First, let’s ask the question: what is a power user? A power user is someone who takes full advantage of his or her device. I consider myself to be a power user, since I work using my mobile phone every day. I’ve been test driving a Galaxy S6 Active from Samsung for the last month and I’ve been getting 10-13 hours of on-screen time on a single charge. For that, I’d consider myself a power user – since most consumers only get, on average, 3-4 hours of on-screen time on a typical charge. I use my smartphone for more than just browsing the Web occasionally, but also to take photos, screenshots of my phone’s battery stats, and post on Google+, Facebook, and other social media sites. I spend lots of time catching up on tech news to bring the latest in the wonderful world of tech. Yes, I think it’s safe to say that I’m a power user.

But when these Galaxy Note 5 critics talk about a “power user,” they’re not referring to someone who lives on mobile; if they were, then I could respond to them by talking about how Samsung’s octa-core Exynos processor operates according to big.LITTLE architecture that allows 4 of the 8 cores to be used for large tasks and the remaining 4 to be used for small tasks. In other words, the Galaxy Note 5 is designed for power users who stay on their smartphones all day. We’ve pointed out an early battery performance/endurance test here that throws out the old claim that “a 3,000mAh battery won’t hold up” in a phone with a Quad HD display.

No, the Galaxy Note 5 critics don’t mean a heavy smartphone user when they discuss “power user”; they are, instead, referring to someone who, like them, relies heavily on microSD cards and removable batteries.

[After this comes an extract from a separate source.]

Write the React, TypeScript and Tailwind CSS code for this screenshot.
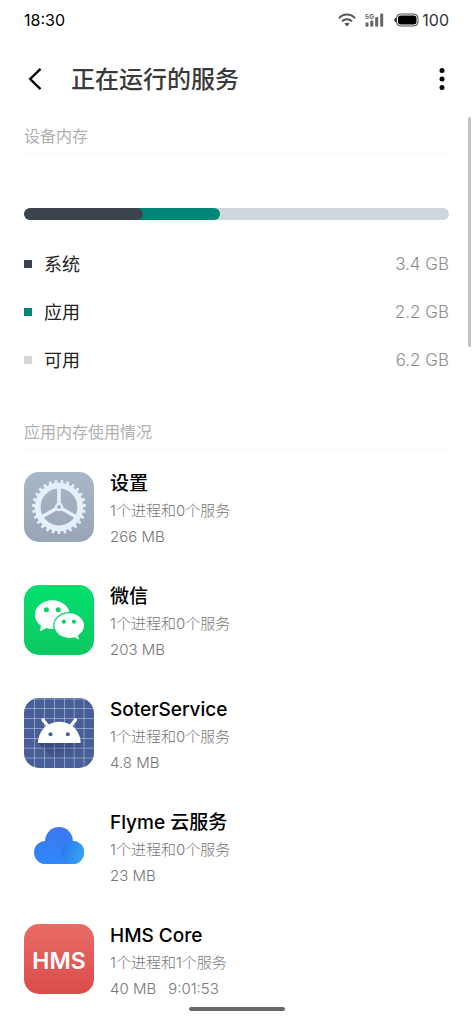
import type { ReactNode } from "react";

const memory = [
  { label: "系统", value: "3.4 GB", swatch: "bg-[#3b444c]" },
  { label: "应用", value: "2.2 GB", swatch: "bg-[#008677]" },
  { label: "可用", value: "6.2 GB", swatch: "bg-[#ced6dc]" },
];

function WifiIcon() {
  return (
    <svg width="18" height="14" viewBox="0 0 18 14" fill="none" stroke="#555" strokeWidth="2" aria-hidden="true">
      <path d="M1 5.2C5.4.4 12.6.4 17 5.2" />
      <path d="M4 8.4c2.8-2.9 7.2-2.9 10 0" />
      <path d="M6.4 10.6 9 13.4l2.6-2.8c-1.5-1.3-3.700-1.300-5.200 0z" fill="#555" stroke="none" />
    </svg>
  );
}

function SignalIcon() {
  return (
    <svg width="19" height="14" viewBox="0 0 19 14" aria-hidden="true">
      <text x="0" y="5.500" fontSize="6.500" fontWeight="700" fill="#666">5G</text>
      <g fill="#666">
        <rect x="0.500" y="9.500" width="3" height="4.200" rx="1" />
        <rect x="5.300" y="7.500" width="3" height="6.200" rx="1" />
        <rect x="10.200" y="4" width="3" height="9.700" rx="1" />
        <rect x="15.200" y="0.500" width="3" height="13.200" rx="1" />
      </g>
    </svg>
  );
}

function BatteryIcon() {
  return (
    <svg width="25" height="14" viewBox="0 0 25 14" aria-hidden="true">
      <path d="M2.200 4.800v4.400C.9 9 .3 8 .3 7s.6-2 1.900-2.200z" fill="#333" />
      <rect x="2.500" y="1" width="21.500" height="12" rx="4" fill="none" stroke="#444" strokeWidth="1" />
      <rect x="4" y="2.500" width="18.500" height="9" rx="2.700" fill="#000" />
    </svg>
  );
}

function SettingsLogo() {
  const teeth = Array.from({ length: 27 }, (_, i) => ((i + 0.5) * 360) / 27);
  return (
    <svg viewBox="0 0 70 70" className="size-full" aria-hidden="true">
      <defs>
        <linearGradient id="set-bg" x1="0" y1="0" x2="0" y2="1">
          <stop offset="0" stopColor="#a8b7c8" />
          <stop offset="1" stopColor="#98a5b7" />
        </linearGradient>
      </defs>
      <rect width="70" height="70" rx="15" fill="url(#set-bg)" />
      <g stroke="#e6effa" fill="none">
        <circle cx="35" cy="35" r="21.300" strokeWidth="5.800" />
        {teeth.map((a) => (
          <path key={a} d="M35 12V9.200" strokeWidth="2.800" strokeLinecap="round" transform={`rotate(${a} 35 35)`} />
        ))}
        {[0, 120, 240].map((a) => (
          <path key={a} d="M35 32V15" strokeWidth="3.600" transform={`rotate(${a} 35 35)`} />
        ))}
        <circle cx="35" cy="35" r="3.100" strokeWidth="2.400" />
      </g>
    </svg>
  );
}

function WeChatLogo() {
  return (
    <svg viewBox="0 0 70 70" className="size-full" aria-hidden="true">
      <defs>
        <linearGradient id="wx-bg" x1="0" y1="0" x2="0" y2="1">
          <stop offset="0" stopColor="#04e06f" />
          <stop offset="1" stopColor="#0cc860" />
        </linearGradient>
      </defs>
      <rect width="70" height="70" rx="15" fill="url(#wx-bg)" />
      <path d="M28.300 15.300c-9.700 0-17.400 6.400-17.400 14.400 0 4.500 2.400 8.400 6.200 11.100l-1.100 4.700c-.1.600.4.800.9.500l5.400-3c1.900.6 3.900.9 6 .9 9.700 0 17.400-6.300 17.400-14.200s-7.700-14.400-17.400-14.400z" fill="#fff" />
      <path d="M45.200 28.300c-8.200 0-14.800 5.600-14.800 12.300s6.600 12.300 14.800 12.300c1.700 0 3.400-.2 4.900-.7l4 2.100c.5.300.9 0 .8-.5l-.9-3.500c3.700-2.400 6-5.700 6-9.700 0-6.700-6.600-12.300-14.800-12.300z" fill="#fff" stroke="#08d568" strokeWidth="2.600" paintOrder="stroke" />
      <g fill="#08d568">
        <circle cx="22.400" cy="24.800" r="2.500" />
        <circle cx="34.200" cy="24.800" r="2.500" />
        <circle cx="39.900" cy="36.700" r="2.100" />
        <circle cx="50" cy="36.700" r="2.100" />
      </g>
    </svg>
  );
}

function AndroidLogo() {
  const lines = [10.5, 20.5, 30.5, 40.5, 50.2, 60];
  return (
    <svg viewBox="0 0 70 70" className="size-full" aria-hidden="true">
      <defs>
        <clipPath id="an-clip">
          <rect width="70" height="70" rx="15" />
        </clipPath>
        <linearGradient id="an-shadow" x1="0" y1="0" x2="1" y2="1">
          <stop offset="0" stopColor="#1c2b55" stopOpacity="0.450" />
          <stop offset="0.600" stopColor="#1c2b55" stopOpacity="0" />
        </linearGradient>
      </defs>
      <g clipPath="url(#an-clip)">
        <rect width="70" height="70" fill="#475e96" />
        <g stroke="#c8d2e8" strokeOpacity="0.600" strokeWidth="0.900">
          {lines.map((p) => (
            <path key={p} d={`M${p} 0V70M0 ${p}H70`} />
          ))}
          <path d="M0 1H70" />
        </g>
        <path d="M14 45 39 70H70V58.500L56.500 45z" fill="url(#an-shadow)" />
      </g>
      <path d="M14 45c0-12 9.300-21.300 21.300-21.300S56.600 33 56.600 45z" fill="#fff" />
      <path d="m19 22 6 7M51.500 22l-6 7" stroke="#fff" strokeWidth="3.200" strokeLinecap="round" />
      <g fill="#475e96">
        <circle cx="26.500" cy="36.200" r="2" />
        <circle cx="43.800" cy="36.200" r="2" />
      </g>
    </svg>
  );
}

function CloudLogo() {
  return (
    <svg viewBox="0 0 70 70" className="size-full" aria-hidden="true">
      <defs>
        <linearGradient id="cl-bg" gradientUnits="userSpaceOnUse" x1="0" y1="15" x2="0" y2="52">
          <stop offset="0" stopColor="#3d76ea" />
          <stop offset="1" stopColor="#3088fd" />
        </linearGradient>
        <linearGradient id="cl-dot" x1="0" y1="0.300" x2="1" y2="0.700">
          <stop offset="0" stopColor="#2c78ea" />
          <stop offset="1" stopColor="#35a5fb" />
        </linearGradient>
      </defs>
      <g fill="url(#cl-bg)">
        <circle cx="35" cy="30" r="13.900" />
        <rect x="10" y="30" width="50" height="23" rx="11.500" />
      </g>
      <circle cx="48.600" cy="41.500" r="11.500" fill="url(#cl-dot)" />
    </svg>
  );
}

function HmsLogo() {
  return (
    <div className="flex size-full items-center justify-center rounded-[15px] bg-linear-to-b from-[#e96b66] to-[#da4c4c] pt-1 text-[23px] leading-none font-semibold text-white">
      HMS
    </div>
  );
}

const apps: { name: string; detail: string; size: string; time?: string; logo: ReactNode }[] = [
  { name: "设置", detail: "1个进程和0个服务", size: "266 MB", logo: <SettingsLogo /> },
  { name: "微信", detail: "1个进程和0个服务", size: "203 MB", logo: <WeChatLogo /> },
  { name: "SoterService", detail: "1个进程和0个服务", size: "4.8 MB", logo: <AndroidLogo /> },
  { name: "Flyme 云服务", detail: "1个进程和0个服务", size: "23 MB", logo: <CloudLogo /> },
  { name: "HMS Core", detail: "1个进程和1个服务", size: "40 MB", time: "9:01:53", logo: <HmsLogo /> },
];

function SectionTitle({ children }: { children: ReactNode }) {
  return (
    <h2 className="flex h-9 items-center border-b border-[#f7f7f7] text-[16px] leading-6 font-normal text-[#b0b0b0]">
      {children}
    </h2>
  );
}

export default function App() {
  return (
    <div className="relative min-h-screen bg-white font-['Inter','Noto_Sans_CJK_SC',sans-serif] text-black">
      <div className="flex h-10 items-center justify-between px-6 text-[16px]">
        <time>18:30</time>
        <div className="flex items-center text-[#333]">
          <WifiIcon />
          <span className="ml-[9px] flex"><SignalIcon /></span>
          <span className="ml-2.5 flex"><BatteryIcon /></span>
          <span className="ml-[3px]">100</span>
        </div>
      </div>

      <header className="flex h-[78px] items-center px-6">
        <button type="button" aria-label="返回" className="flex w-[47px] pl-1">
          <svg width="14" height="24" viewBox="0 0 14 24" fill="none" stroke="#000" strokeWidth="2.400" aria-hidden="true">
            <path d="M12.500 1.800 2.200 12l10.300 10.200" />
          </svg>
        </button>
        <h1 className="flex-1 pt-0.5 text-[24px] leading-8 font-medium text-[#3a3a3a]">正在运行的服务</h1>
        <button type="button" aria-label="更多" className="flex pr-1">
          <svg width="6" height="24" viewBox="0 0 6 24" aria-hidden="true">
            <circle cx="3" cy="3.500" r="2.500" />
            <circle cx="3" cy="12" r="2.500" />
            <circle cx="3" cy="20.500" r="2.500" />
          </svg>
        </button>
      </header>

      <main className="px-6">
        <section>
          <SectionTitle>设备内存</SectionTitle>
          <div className="relative mt-[54px] h-3 overflow-hidden rounded-full bg-[#ced6dc]">
            <div className="h-full w-[46%] rounded-full bg-[#008677]">
              <div className="h-full w-[61%] rounded-full bg-[#3b444c]" />
            </div>
          </div>
          <dl className="mt-5">
            {memory.map((m) => (
              <div key={m.label} className="flex h-12 items-center">
                <span className={`size-2 ${m.swatch}`} />
                <dt className="ml-3 flex-1 pt-0.5 text-[18px] leading-6 text-[#222]">{m.label}</dt>
                <dd className="text-[17px] leading-6 font-light text-[#8c8c8c]">{m.value}</dd>
              </div>
            ))}
          </dl>
        </section>

        <section className="mt-[30px]">
          <SectionTitle>应用内存使用情况</SectionTitle>
          <ul className="mt-3.5 flex flex-col gap-[27px]">
            {apps.map((app) => (
              <li key={app.name} className="flex items-center gap-4">
                <div className="size-[70px] shrink-0">{app.logo}</div>
                <div className="min-w-0 pt-1.5">
                  <h3 className="text-[19px] leading-7 font-medium">{app.name}</h3>
                  <p className="text-[15px] leading-[26px] font-light text-[#777]">{app.detail}</p>
                  <p className="flex gap-3 text-[15px] leading-[26px] font-light text-[#777]">
                    <span>{app.size}</span>
                    {app.time && <span>{app.time}</span>}
                  </p>
                </div>
              </li>
            ))}
          </ul>
        </section>
      </main>

      <div className="absolute top-[117px] right-[2px] h-[230px] w-[3px] rounded-full bg-[#c2c2c2]" />
      <div className="fixed bottom-[13px] left-1/2 h-1 w-24 -translate-x-1/2 rounded-full bg-[#686868]" />
    </div>
  );
}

They like the convenience of taking out an old battery and popping in a new one on the fly when on a trip or on the road or out somewhere with friends and family. And they like microSD cards because they can buy them dirt cheap, download all their Google Play Store movies and music onto them, and skimp on the price of a data plan. They are opposed to using cloud storage and having a data plan to support that, so the microSD card slot and removable battery are cheap options that let them “have their cake and eat it, too.”

Now, there’s no denying that every tech consumer (and consumer in general) wants a discount on something. After all, who wants to pay full price if he or she doesn’t have to? The problem with this mindset, however, is that it doesn’t do justice to the manufacturer. Simply put, it robs the manufacturer of the price that comes with fixed storage. Why should Samsung or any other manufacturer allow you to take $100 and buy 128GB of additional storage when they could make, say, $50 and seal off their storage?

This is where so-called power users disagree and talk about saving money. Yes, yes, yes, we all want to save money, but Samsung, like all manufacturers, wants to make money off its Galaxy Note 5 too. And if they’re providing the storage up front without you having to go buy a memory card elsewhere, why not pay for the convenience? I personally don’t like having to buy third-party storage from third-party manufacturers. It creates the impression of having a “modular smartphone,” with some portion being “swappable” (memory storage). It is a concept that would only work with Project Ara, not Samsung’s “Next is Now” mantra. Of course, Google’s decision to bring microSD card support to Android Marshmallow may have something to do with Project Ara.

It is the equivalent of buying a car from one manufacturer, then turning around and buying the brakes, the steering wheel, or even the windshield wipers from someone else – when the car is new. Now, over time, we wouldn’t chide that person for replacing the brakes, the windshield wipers, or even the tires, but we wouldn’t applaud that person if he or she did so the very moment the individual left the car lot with their 2015 Chevy Tahoe, would we?

That’s what it’s like when you buy a Galaxy Note 5, then turn around and immediately buy a cheap microSD card from Amazon.com to supplement your memory storage. In effect, it’s as if Samsung has freed itself of the responsibility of supplying your internal memory, and you’ve got to have the responsibility of finding a memory card worth buying yourself. Remember, Project Ara for the Galaxy Note 5 is untenable for the customer who doesn’t want to engage in a DIY project.

And the Galaxy Note 5 power user doesn’t just consist of someone who uses microSD cards and removable batteries: cloud users and data plan users can be lumped in the same category. After all, someone who uses 10GB of 4G LTE data monthly, or someone who relies on the cloud for movies, TV shows, and music is also a power user (who goes beyond the average consumer for storage). So, power users include people who don’t rely on microSD cards and removable batteries.

Yes, microSD card and removable battery users are “power” users in one sense, but they’re not in another. With that said, the Galaxy Note 5 still appeals to power users of LTE data, the cloud, and multitaskers who will make good use of that 4GB of LPDDR4 RAM placed inside the device. The Galaxy Note 5, even with its newly fixed storage, is not a slap in the face to power users.